With the arrival of spring, interest rates have begun to climb, making anything purchased on credit that much more expensive. In many ways, you can thank an improving economy.
When the economy crashed in the fall of 2008, the Federal Reserve responded by pumping huge amounts of money into the financial system. In a bid to save the big banks, which were for all practical purposes insolvent because of their vast holdings in "toxic" mortgage backed securities, the Fed loaned banks money at zero percent interest.
The policy appears to have saved the banks, which are profitable once again because there were able to borrow money at no cost, invest in bonds and pocket a nice return. At the same time, Congress approved huge expenditures to stimulate the economy. The result has been a recovering economy but a frightening accumulation of debt.
Fed Chairman Ben Bernanke sounded the alarm last week, warning in a speech that this huge increase in government debt threatens to eventually snuff out the economic recovery. The previous week U.S. bond auctions found fewer takers, forcing the Treasury to offer higher rates of interest.
As a result, mortgage rates are now heading higher. Freddie Mac reported last week that the average 30-year fixed rate mortgage has climbed from five percent to 5.2 percent, the highest rate in eight months.
Remember the 1980s?
For consumers over age 50, 5.2 percent still sounds like a very low mortgage rate. Those who purchased homes in the early 1980s have memories of double-digit interest rates. However, home prices were a lot cheaper back then.
A homeowner paying 12 percent on a $100,000 mortgage had a monthly payment of $1,029 with a 30-year fixed rate. Today, someone paying only 5.2 percent on a $200,000 mortgage would have a payment of $1,098. With more expensive home prices, buyers need today's historically low rates to make the payments affordable.
If interest rates are headed higher, and some analysts are predicting six percent by the end of 2010, then homes will be less affordable. That's bad news both for someone who wants to buy and those eager to sell. It may be especially bad news for sellers, since their home may lose even more value.
Interest rates on credit cards can also be expected to rise. The Fed reports the average credit card rate has now risen to 14.26 percent, the highest rate since 2001.
Fortunately for consumers, credit card companies are no longer allowed to raise interest rates on existing balances, just on new purchases. Unfortunately for consumers, most credit card companies jacked up those rates well in advance of last February, when the new law took effect.

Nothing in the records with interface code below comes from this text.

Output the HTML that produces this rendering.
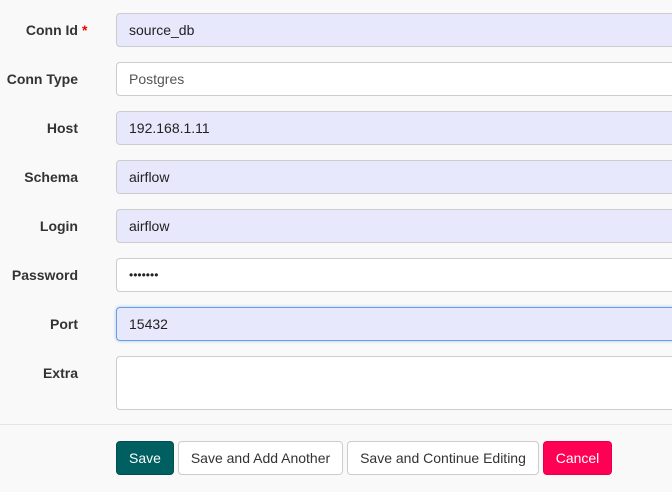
<!DOCTYPE html>
<html><head><style>
body{margin:0;width:672px;height:492px;background:#f9f9f9;font-family:"Liberation Sans",sans-serif;font-size:14px;color:#333;position:relative;overflow:hidden}
.l{position:absolute;right:594px;font-weight:bold;color:#333;text-align:right;white-space:nowrap}
.i{position:absolute;left:116px;width:570px;height:32px;border:1px solid #ccc;border-radius:4px;background:#e8e8fc;box-sizing:content-box;line-height:32px;padding-left:12px;color:#222}
.w{background:#fff}
.b{position:absolute;top:441px;height:32px;border:1px solid #ccc;border-radius:4px;background:#fff;line-height:32px;text-align:center;color:#333}
</style></head><body>
<div class="l" style="top:22px">Conn Id<span style="position:absolute;left:100%;color:#e00;padding-left:4px">*</span></div>
<div class="i" style="top:13px">source_db</div>
<div class="l" style="top:71px">Conn Type</div>
<div class="i w" style="top:62px;color:#555">Postgres</div>
<div class="l" style="top:120px">Host</div>
<div class="i" style="top:111px">192.168.1.11</div>
<div class="l" style="top:169px">Schema</div>
<div class="i" style="top:160px">airflow</div>
<div class="l" style="top:218px">Login</div>
<div class="i" style="top:209px">airflow</div>
<div class="l" style="top:267px">Password</div>
<div class="i w" style="top:258px;font-size:12px">•••••••</div>
<div class="l" style="top:316px">Port</div>
<div class="i" style="top:307px;border-color:#66a0e8;box-shadow:0 0 3px #9cc0f0">15432</div>
<div class="l" style="top:365px">Extra</div>
<div class="i w" style="top:356px;height:52px"></div>
<div style="position:absolute;left:0;right:0;top:424px;border-top:1px solid #e4e4e4"></div>
<div class="b" style="left:116px;width:56px;background:#005f61;border-color:#004f51;color:#fff">Save</div>
<div class="b" style="left:178px;width:163px">Save and Add Another</div>
<div class="b" style="left:347px;width:190px">Save and Continue Editing</div>
<div class="b" style="left:543px;width:67px;background:#ff0055;border-color:#e6004c;color:#fff">Cancel</div>
</body></html>
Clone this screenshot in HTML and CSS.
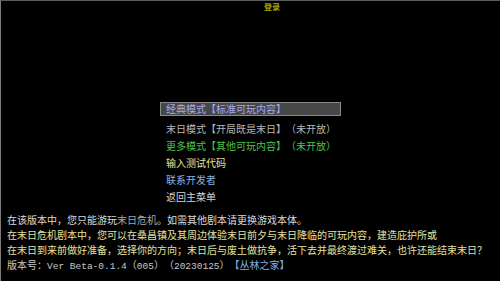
FILE: index.html
```html
<!DOCTYPE html>
<html lang="zh-CN">
<head>
<meta charset="utf-8">
<title>登录</title>
<link rel="stylesheet" href="styles.css">
</head>
<body>
<div class="frame">
  <div class="title">登录</div>
  <div class="menu">
    <div class="item selected">经典模式【标准可玩内容】</div>
    <div class="item gray">末日模式【开局既是末日】（未开放）</div>
    <div class="item green">更多模式【其他可玩内容】（未开放）</div>
    <div class="item yellow">输入测试代码</div>
    <div class="item blue">联系开发者</div>
    <div class="item white">返回主菜单</div>
  </div>
  <div class="info">
    <div class="line l1">在该版本中，您只能游玩<span class="dim">末日危机</span>。如需其他剧本请更换游戏本体。</div>
    <div class="line l2">在末日危机剧本中，您可以在桑昌镇及其周边体验末日前夕与末日降临的可玩内容，建造庇护所或</div>
    <div class="line l2">在末日到来前做好准备，选择你的方向；末日后与废土做抗争，活下去并最终渡过难关，也许还能结束末日？</div>
    <div class="line l4">版本号：<span class="latin">Ver Beta-0.1.4</span>（<span class="latin">005</span>）（<span class="latin">20230125</span>）<span class="link">【丛林之家】</span></div>
  </div>
</div>
</body>
</html>
```
FILE: styles.css
```css
html, body {
  margin: 0;
  padding: 0;
  background: #000;
}
body {
  width: 500px;
  height: 281px;
  overflow: hidden;
  font-family: "Noto Sans CJK SC", "Noto Sans", sans-serif;
  text-spacing-trim: space-all;
}
.frame {
  box-sizing: border-box;
  width: 500px;
  height: 281px;
  border-top: 1px solid #5c5c5c;
  border-left: 1px solid #7a7a7a;
  display: flex;
  flex-direction: column;
}
.title {
  height: 11px;
  margin-left: 263px;
  font-size: 8px;
  line-height: 9px;
  padding-top: 1px;
  box-sizing: border-box;
  color: #a6a600;
  font-weight: bold;
}
.menu {
  margin-top: 90px;
  margin-left: 159px;
  display: flex;
  flex-direction: column;
}
.item {
  font-size: 10px;
  height: 17px;
  line-height: 17px;
  padding-left: 6px;
  white-space: nowrap;
}
.item.selected {
  box-sizing: border-box;
  width: 181px;
  height: 14px;
  line-height: 12px;
  padding-left: 5px;
  margin-bottom: 4px;
  background: #474747;
  border: 1px solid #8a8a8a;
  color: #a8a8ee;
}
.gray { color: #b8b8b8; }
.green { color: #4cc24c; }
.yellow { color: #e6e6a0; }
.blue { color: #8ab2e2; }
.white { color: #d4d4d4; }
.info {
  margin-top: 7px;
  padding-left: 6px;
  display: flex;
  flex-direction: column;
}
.line {
  font-size: 10px;
  height: 15px;
  line-height: 15px;
  white-space: nowrap;
}
.l1 { color: #dadada; }
.l1 .dim { color: #a8a8a8; }
.l2 { color: #e2e2a2; }
.l4 { color: #c8c8c8; }
.latin {
  font-family: "Liberation Mono", monospace;
  font-size: 9.5px;
}
.link { color: #84b2e4; }
```
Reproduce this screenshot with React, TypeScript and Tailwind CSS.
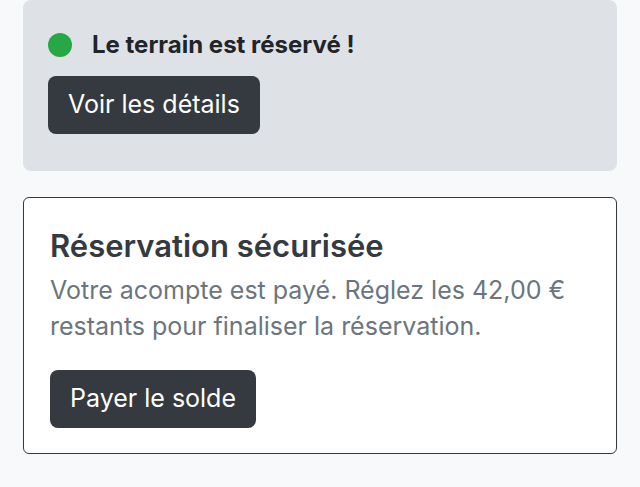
export default function App() {
  return (
    <div className="min-h-screen bg-[#f8f9fa] px-[23px] pb-8 font-['Inter',sans-serif]">
      <div className="flex flex-col gap-[26px]">
        <div className="rounded-[8px] bg-[#dee2e6] px-[25px] pt-[33px] pb-[37px]">
          <div className="flex items-center gap-[20px]">
            <span className="h-[24px] w-[24px] rounded-full bg-[#28a745]" />
            <span className="text-[24px] leading-[24px] font-bold text-[#212529]">Le terrain est réservé !</span>
          </div>
          <button className="mt-[19px] h-[58px] rounded-[8px] bg-[#343a40] px-[20px] text-[25px] text-white">
            Voir les détails
          </button>
        </div>

        <div className="rounded-[6px] border border-[#343a40] bg-white px-[26px] pt-[30px] pb-[25px]">
          <h2 className="text-[31px] leading-[36px] font-semibold text-[#343a40]">Réservation sécurisée</h2>
          <p className="mt-[8px] text-[25px] leading-[36px] text-[#6c757d]">
            Votre acompte est payé. Réglez les 42,00 € restants pour finaliser la réservation.
          </p>
          <button className="mt-[26px] h-[58px] rounded-[8px] bg-[#343a40] px-[20px] text-[25px] text-white">
            Payer le solde
          </button>
        </div>
      </div>
    </div>
  );
}
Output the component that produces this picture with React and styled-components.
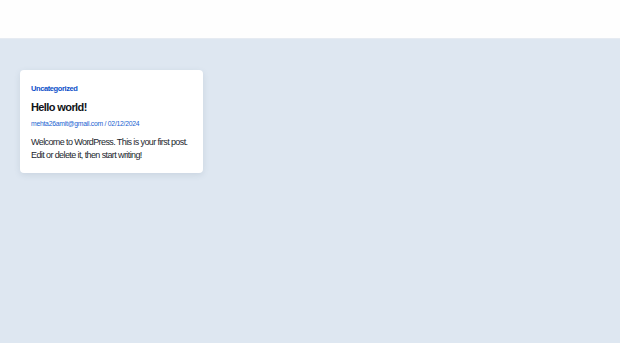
import React from 'react';
import styled, { createGlobalStyle } from 'styled-components';

const GlobalStyle = createGlobalStyle`
  html, body {
    margin: 0;
    padding: 0;
    background: #dee7f1;
    font-family: "Liberation Sans", Arial, sans-serif;
  }
`;

const Page = styled.div`
  min-height: 343px;
  background: #dee7f1;
`;

const Header = styled.header`
  height: 38px;
  background: #fefefe;
  border-bottom: 1px solid #e6ebf2;
`;

const Main = styled.main`
  padding: 31px 20px;
  display: grid;
  grid-template-columns: 183px;
`;

const Card = styled.article`
  background: #ffffff;
  border-radius: 4px;
  box-shadow: 0 2px 6px rgba(60, 80, 110, 0.12);
  padding: 14px 11px 11px;
  display: flex;
  flex-direction: column;
`;

const Category = styled.a`
  color: #0b4fc9;
  font-size: 7.5px;
  letter-spacing: -0.4px;
  font-weight: 700;
  text-decoration: none;
  line-height: 10px;
`;

const Title = styled.h2`
  margin: 6px 0 0;
  font-size: 11px;
  letter-spacing: -0.6px;
  line-height: 14px;
  font-weight: 700;
  color: #111318;
`;

const Meta = styled.div`
  margin-top: 5px;
  font-size: 6.8px;
  letter-spacing: -0.25px;
  line-height: 9px;
  color: #1b5fd1;
`;

const Excerpt = styled.p`
  margin: 8px 0 0;
  font-size: 9px;
  letter-spacing: -0.6px;
  line-height: 13px;
  color: #23272e;
`;

export default function App() {
  return (
    <Page>
      <GlobalStyle />
      <Header />
      <Main>
        <Card>
          <Category href="#">Uncategorized</Category>
          <Title>Hello world!</Title>
          <Meta>mehta26amit@gmail.com / 02/12/2024</Meta>
          <Excerpt>
            Welcome to WordPress. This is your first post. Edit or delete it, then start writing!
          </Excerpt>
        </Card>
      </Main>
    </Page>
  );
}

For those who want to borrow money for any reason, the cost will likely be higher for the foreseeable future. The good news for consumers, however, is that household debt has been falling over the last two years. The Great Recession, more than anything else, has encouraged consumers to live within their means.
While rising interest rates are generally bad for the overall economy, consumers with money in the bank may stand to benefit. Interest on CDs and money market funds should continue to go higher -- which could help many seniors who have seen the interest on their savings shrink to nearly nothing in recent years.